The chronicles claim that the sun began to set upon Eduardo I's realms after the death of his elder son, also called Jaime, in 1523. Jaime was 33 and died in a hunting accident, who was survived by two daughters; Violante and Constanza, so the king wasted no time to declare his second son Eduardo as Prince of Asturias and Duke of Girona. Eduardo, by then, had one son, Alfonso (b. in 1508), who became the future of the house of Barcelona. It is time, also, to take a look on the Hispanic Royal Family. In addition to Eduardo I's son, there were his cousins:

-Pedro, Duke of Palma (1462-1494), and his son and heir, Juan (1481-1514), his son Alfonso (1465-1525) and his daughter María (1470-1560).

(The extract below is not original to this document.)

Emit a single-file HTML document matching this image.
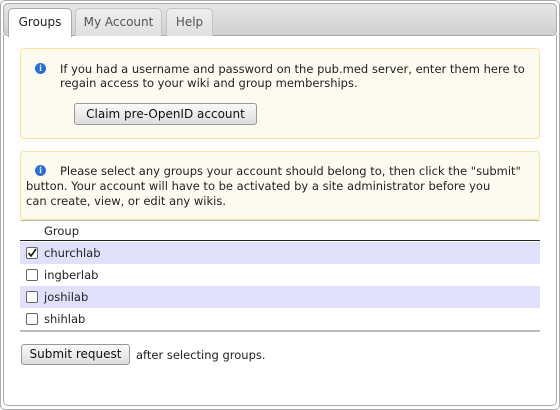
<!DOCTYPE html>
<html><head><style>
*{box-sizing:border-box}
body{margin:0;width:560px;height:410px;font-family:"DejaVu Sans",Verdana,sans-serif;font-size:11.5px;color:#222;background:#fff;position:relative;overflow:hidden}
.outer{position:absolute;left:0;top:0;width:560px;height:410px;border:1px solid #aaa;border-radius:5px;background:#fff}
.bar{position:absolute;left:3px;top:3px;width:554px;height:33px;border:1px solid #aaa;border-radius:5px;background:linear-gradient(#e6e6e6,#d0d0d0)}
.tab{position:absolute;top:8px;height:28px;border:1px solid #c4c4c4;border-bottom:none;border-radius:5px 5px 0 0;background:linear-gradient(#eee,#e0e0e0);color:#555;font-size:12px;line-height:26px;text-align:center}
.tab.act{background:#fff;border-color:#aaa;color:#222;height:29px}
.panel{position:absolute;left:3px;top:35px;width:554px;height:371px;border:1px solid #aaa;border-top:none;border-radius:0 0 5px 5px}
.box{position:absolute;left:20px;width:520px;border:1px solid #f5e49a;border-radius:4px;background:#fdfbf0;line-height:14px;padding:0}
.ic{position:absolute;width:11px;height:11px;border-radius:50%;background:#2a6fd6;color:#fff;font-size:9px;font-weight:bold;line-height:11px;text-align:center;font-family:"Liberation Serif",serif}
.btn{position:absolute;border:1px solid #999;border-radius:3px;background:linear-gradient(#fafafa,#ddd);font-size:12px;text-align:center;color:#111}
.row{position:absolute;left:20px;width:520px;height:22px;line-height:22px}
.cb{position:absolute;left:6px;top:5px;width:12px;height:12px;border:1px solid #666;border-radius:2px;background:#fff}
</style></head><body>
<div class="outer"></div>
<div class="bar"></div>
<div class="tab" style="left:8px;width:64px">Groups</div>
<div class="tab" style="left:75px;width:87px">My Account</div>
<div class="tab" style="left:166px;width:47px">Help</div>
<div class="tab act" style="left:8px;width:64px">Groups</div>
<div class="panel"></div>
<div class="box" style="top:48px;height:91px">
<div class="ic" style="left:14px;top:14px">i</div>
<div style="position:absolute;left:39px;top:13px;white-space:nowrap">If you had a username and password on the pub.med server, enter them here to<br>regain access to your wiki and group memberships.</div>
</div>
<div class="btn" style="left:74px;top:103px;width:183px;height:22px;line-height:20px">Claim pre-OpenID account</div>
<div class="box" style="top:151px;height:69px;line-height:15px">
<div class="ic" style="left:14px;top:13px">i</div>
<div style="position:absolute;left:5px;top:12px;width:512px;white-space:nowrap;padding-left:34px">Please select any groups your account should belong to, then click the "submit"</div>
<div style="position:absolute;left:5px;top:27px;white-space:nowrap">button. Your account will have to be activated by a site administrator before you<br>can create, view, or edit any wikis.</div>
</div>
<div style="position:absolute;left:20px;top:220px;width:520px;height:21px;border-top:1px solid #bbb;border-bottom:1px solid #222"></div>
<div style="position:absolute;left:44px;top:224px">Group</div>
<div class="row" style="top:242px;background:#e0e0fb"><div class="cb"><svg width="10" height="10" style="position:absolute;left:0;top:0"><path d="M1.5 5l2.5 3L9 1" stroke="#111" stroke-width="1.6" fill="none"/></svg></div><span style="margin-left:24px">churchlab</span></div>
<div class="row" style="top:264px"><div class="cb"></div><span style="margin-left:24px">ingberlab</span></div>
<div class="row" style="top:286px;background:#e0e0fb"><div class="cb"></div><span style="margin-left:24px">joshilab</span></div>
<div class="row" style="top:308px"><div class="cb"></div><span style="margin-left:24px">shihlab</span></div>
<div style="position:absolute;left:20px;top:330px;width:520px;border-top:2px solid #bbb"></div>
<div class="btn" style="left:21px;top:344px;width:109px;height:21px;line-height:19px">Submit request</div>
<div style="position:absolute;left:136px;top:348px">after selecting groups.</div>
</body></html>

-Tomas, Duke of Alcubierre (1440-1505) had two sons, Alfonso (1466-1513) and Enrique (1472-1514 )
-Ramon Berenguer, Duke of Lucena (1441-1502), had two sons, Berenguer (1452-1505), and one daughter, María (b. in 1454-1540), who was married to Pedro III of Urgell (1440-1466), with whom she had a son, Jaime, and two daughters.

The chronicles explain that Juan, the future Duke of Palma, had a tense relations with his cousins Alfonso, the future Duke of Alcubierre, and Enrique, the future Duke of Trastámara, that only went worse with time, until it became a deep hatred when they became grown men. As we shall see, this hatred was to cause a terrible drama.